(579d) Pushing the Limit of Å-Scale Nanopore Engineering for Carbon Capture from Graphene Membrane

Energy and cost-efficient carbon capture is a highly urgent need in the current context due to the concerns of deteriorating global warming. An attractive CO₂/N₂ separation performance is needed to lower down the added penalty for carbon capture. The commercial thermally-driven capture technology from flue gas i.e., amine-based absorption, is limited by a high penalty, 48 - 111 $/ton CO₂^[1]. In this context, high-performance membranes, operating on the basis of chemical potential gradient, can be a good alternative especially when the flue gas more than 10% CO₂. Among the membranes, single-layer graphene is an ideal candidate, attributing to its atomic-thickness and short CO₂ transport pathway. Our recent techno-economic analysis showed that SLG (N-SLG) membranes with CO₂ permeance of 10000 gas permeation units (GPU, 1 GPU = 3.35 10^-10 mol m^-2 s^-1 Pa^-1) and CO₂/N₂ selectivity of 30 could cut down the capture penalty from flue gas with 14% CO₂ to 31.8 $/tonCO₂^[2].
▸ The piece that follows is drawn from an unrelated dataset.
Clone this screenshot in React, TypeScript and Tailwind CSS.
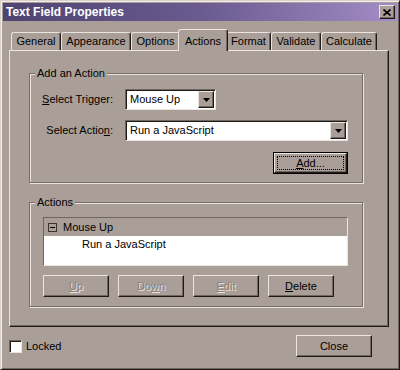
import React from "react";

const raised =
  "border border-t-[#ebe4df] border-l-[#ebe4df] border-r-[#1e1a18] border-b-[#1e1a18] shadow-[inset_-1px_-1px_0_#6f6660]";

function Arrow() {
  return (
    <svg width="7" height="4" viewBox="0 0 7 4">
      <path d="M0 0H7L3.5 4Z" fill="#000" />
    </svg>
  );
}

function Combo({ w, text }: { w: string; text: string }) {
  return (
    <div
      className={`${w} h-[21px] flex bg-white border border-t-[#6f6660] border-l-[#6f6660] border-r-[#ebe4df] border-b-[#ebe4df] shadow-[inset_1px_1px_0_#1e1a18] p-[1px] pl-[1px]`}
    >
      <div className="flex-1 flex items-center pl-[3px] leading-none">{text}</div>
      <div className="w-[16px] h-full bg-[#aa9f98] flex items-center justify-center border border-t-[#ebe4df] border-l-[#ebe4df] border-r-[#1e1a18] border-b-[#1e1a18] shadow-[inset_-1px_-1px_0_#6f6660]">
        <Arrow />
      </div>
    </div>
  );
}

function Btn({
  pre,
  u,
  post,
  disabled,
  w,
}: {
  pre: string;
  u: string;
  post: string;
  disabled?: boolean;
  w: string;
}) {
  return (
    <div className={`${w} h-[22px] flex items-center justify-center ${raised}`}>
      <span
        className={
          disabled
            ? "text-[#8a7f78] [text-shadow:1px_1px_0_#ebe4df]"
            : "text-black"
        }
      >
        {pre}
        <span className="underline underline-offset-[1px]">{u}</span>
        {post}
      </span>
    </div>
  );
}

function Group({
  label,
  h,
  mt,
  children,
}: {
  label: string;
  h: string;
  mt: string;
  children: React.ReactNode;
}) {
  return (
    <div
      className={`w-[334px] ${h} ${mt} border border-[#776d67] shadow-[inset_1px_1px_0_#ebe4df,1px_1px_0_#ebe4df] flex flex-col`}
    >
      <div className="-mt-[8px] ml-[5px] self-start px-[2px] bg-[#aa9f98] h-[14px] leading-[14px]">
        {label}
      </div>
      {children}
    </div>
  );
}

export default function App() {
  const tabs: [string, string, boolean][] = [
    ["General", "w-[50px]", false],
    ["Appearance", "w-[70px]", false],
    ["Options", "w-[49px]", false],
    ["Actions", "w-[50px]", true],
    ["Format", "w-[45px]", false],
    ["Validate", "w-[50px]", false],
    ["Calculate", "w-[56px]", false],
  ];
  return (
    <div className="w-[400px] h-[370px] bg-[#aa9f98] border border-t-[#d9d1cb] border-l-[#d9d1cb] border-r-[#1e1a18] border-b-[#1e1a18] shadow-[inset_1px_1px_0_#f3eeea,inset_-1px_-1px_0_#6f6660] p-[2px] flex flex-col font-['Liberation_Sans',Arial,sans-serif] text-[11px] text-black">
      {/* Title bar */}
      <div className="h-[18px] shrink-0 flex items-center justify-between bg-gradient-to-r from-[#4e4470] via-[#6a5a90] to-[#a38dc6] pl-[3px] pr-[2px]">
        <span className="text-white font-bold text-[12px] leading-none">Text Field Properties</span>
        <div className={`w-[16px] h-[14px] bg-[#aa9f98] flex items-center justify-center ${raised}`}>
          <svg width="8" height="7" viewBox="0 0 8 7">
            <path d="M0.5 0.5L7.5 6.5M7.5 0.5L0.5 6.5" stroke="#000" strokeWidth="1.6" />
          </svg>
        </div>
      </div>

      <div className="flex flex-col px-[6px] pt-[8px]">
        {/* Tabs */}
        <div className="h-[21px] flex items-end pl-[2px]">
          {tabs.map(([name, w, sel]) =>
            sel ? (
              <div
                key={name}
                className={`${w} h-[22px] -mx-[2px] -mb-px relative z-10 bg-[#aa9f98] flex items-start justify-center pt-[3px] border-t border-l border-r border-t-[#ebe4df] border-l-[#ebe4df] border-r-[#1e1a18] rounded-t-[3px] shadow-[inset_-1px_0_0_#6f6660]`}
              >
                {name}
              </div>
            ) : (
              <div
                key={name}
                className={`${w} h-[18px] flex items-center justify-center border-t border-l border-r border-t-[#ebe4df] border-l-[#ebe4df] border-r-[#1e1a18] rounded-t-[3px] shadow-[inset_-1px_0_0_#6f6660]`}
              >
                {name}
              </div>
            )
          )}
        </div>

        {/* Panel */}
        <div className="w-[380px] h-[277px] border border-t-[#ebe4df] border-l-[#ebe4df] border-r-[#1e1a18] border-b-[#1e1a18] shadow-[inset_-1px_-1px_0_#6f6660] flex flex-col pl-[19px] pt-[22px]">
          <Group label="Add an Action" h="h-[110px]" mt="mt-0">
            <div className="flex items-center mt-[9px]">
              <div className="w-[83px] text-right">
                <span className="underline underline-offset-[1px]">S</span>elect Trigger:
              </div>
              <div className="ml-[12px]">
                <Combo w="w-[91px]" text="Mouse Up" />
              </div>
            </div>
            <div className="flex items-center mt-[10px]">
              <div className="w-[83px] text-right">
                Select Actio<span className="underline underline-offset-[1px]">n</span>:
              </div>
              <div className="ml-[12px]">
                <Combo w="w-[223px]" text="Run a JavaScript" />
              </div>
            </div>
            <div className="mt-[11px] ml-[243px] w-[75px] h-[22px] border border-black">
              <div className={`w-full h-full flex items-center justify-center ${raised} p-[2px]`}>
                <div className="w-full h-full flex items-center justify-center border border-dotted border-black">
                  <span>
                    <span className="underline underline-offset-[1px]">A</span>dd...
                  </span>
                </div>
              </div>
            </div>
          </Group>

          <Group label="Actions" h="h-[105px]" mt="mt-[19px]">
            <div className="ml-[13px] mt-[8px] w-[305px] h-[49px] bg-white flex flex-col border border-t-[#6f6660] border-l-[#6f6660] border-r-[#ebe4df] border-b-[#ebe4df]">
              <div className="h-[18px] bg-[#aa9f98] flex items-center pl-[4px]">
                <div className="w-[9px] h-[9px] border border-[#3a3330] flex items-center justify-center">
                  <div className="w-[5px] h-px bg-black" />
                </div>
                <span className="ml-[6px]">Mouse Up</span>
              </div>
              <div className="h-[17px] flex items-center pl-[38px]">Run a JavaScript</div>
            </div>
            <div className="ml-[13px] mt-[9px] flex gap-[9px]">
              <Btn w="w-[66px]" pre="" u="U" post="p" disabled />
              <Btn w="w-[66px]" pre="Do" u="w" post="n" disabled />
              <Btn w="w-[66px]" pre="" u="E" post="dit" disabled />
              <Btn w="w-[66px]" pre="" u="D" post="elete" />
            </div>
          </Group>
        </div>

        {/* Bottom row */}
        <div className="flex items-center mt-[8px] h-[22px]">
          <div className="w-[13px] h-[13px] bg-white border border-t-[#6f6660] border-l-[#6f6660] border-r-[#ebe4df] border-b-[#ebe4df] shadow-[inset_1px_1px_0_#1e1a18]" />
          <span className="ml-[4px]">Locked</span>
          <div className="ml-auto mr-[19px]">
            <Btn w="w-[76px]" pre="Clos" u="" post="e" />
          </div>
        </div>
      </div>
    </div>
  );
}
Etching high density CO₂-sieving pores in the impermeable graphene lattice remains a challenge^[3], attributed to the competition between pore nucleation and expansion. Generally increasing the etching time to increase the pore density also leads to unwanted pore expansion, deteriorating the CO₂/N₂ selectivity. Unlike O₂ plasma^[4] and physical etching such as energetic ion or electron bombardment^[5], O₃ gasification has been shown to be quite effective in limiting pore expansion at a high pore density^[2]. We recently achieved CO₂ permeance of 2620 GPU and CO₂/N₂ selectivity of 27.6 by millisecond etching of graphene in an O₃ atmosphere.

In this presentation, I will introduce several new concepts for incorporating a high density CO₂-sieving pores in graphene, and will discuss nucleation-decoupled nanopore expansion regime (Figure 1A)^[6].I will discuss a novel multi-pulse millisecond route where pore expansion is limited by the availability of O₃ (Figure 1B). This method yielded CO₂ permeance of 4400 ± 2070 GPU and CO₂/N₂ selectivity of 33.4 ± 7.9, where the highest CO₂/N₂ separation factor was close to 40. In the nucleation-decoupled nanopore expansion regime, a low-concentration ozone supply is consumed by existing pores and fresh nucleation is avoided.

Next, I will discuss the functionalization of graphene nanopores with CO₂-philic polymers to enhance CO₂ adsorption over less absorbing gases such as N₂ and CH₄. Briefly, a ~10 nm thin polymeric layer was grafted on graphene lattice via the ring-opening chemistry between epoxy groups and amine groups^[7]. This led to high permeance membranes where the CO₂/N₂ selectivity was improved compared to over previous report, thanks to a much narrower pore-size-distribution compared to that yielded by the O₂ plasma. CO₂ permeance of 8730 GPU and CO₂/N₂ separation factor of 33.4 could be obtained from this strategy. Finally, we demonstrate that this approach to fabricate centimeter-scale membranes.

[1] E. S. Rubin, J. E. Davison, H. J. Herzog, Int. J. Greenh. Gas Control 2015.

[2] S. Huang, S. Li, L. F. Villalobos, M. Dakhchoune, M. Micari, D. J. Babu, M. T. Vahdat, M. Mensi, E. Oveisi, K. V. Agrawal, Sci. Adv. 2021, 7, eabf0116.

[3] L. Wang, M. S. H. Boutilier, P. R. Kidambi, D. Jang, N. G. Hadjiconstantinou, R. Karnik, Nat. Nanotechnol. 2017, 12, 509.

[4] J. Zhao, G. He, S. Huang, L. F. Villalobos, M. Dakhchoune, H. Bassas, K. V Agrawal, Sci. Adv. 2019, 5, eaav1851.

[5] K. Celebi, J. Buchheim, R. M. Wyss, A. Droudian, P. Gasser, I. Shorubalko, J.-I. Kye, C. Lee, H. G. Park, Science 2014, 344, 289.

[6] K.-J. Hsu, L. F. Villalobos, S. Huang, H.-Y. Chi, M. Dakhchoune, W.-C. Lee, G. He, M. Mensi, K.V. Agrawal, submitted.

[7] G. He, S. Huang, L. F. Villalobos, J. Zhao, M. Mensi, E. Oveisi, M. Rezaei, K. V. Agrawal, Energy Environ. Sci. 2019, 12, 3305.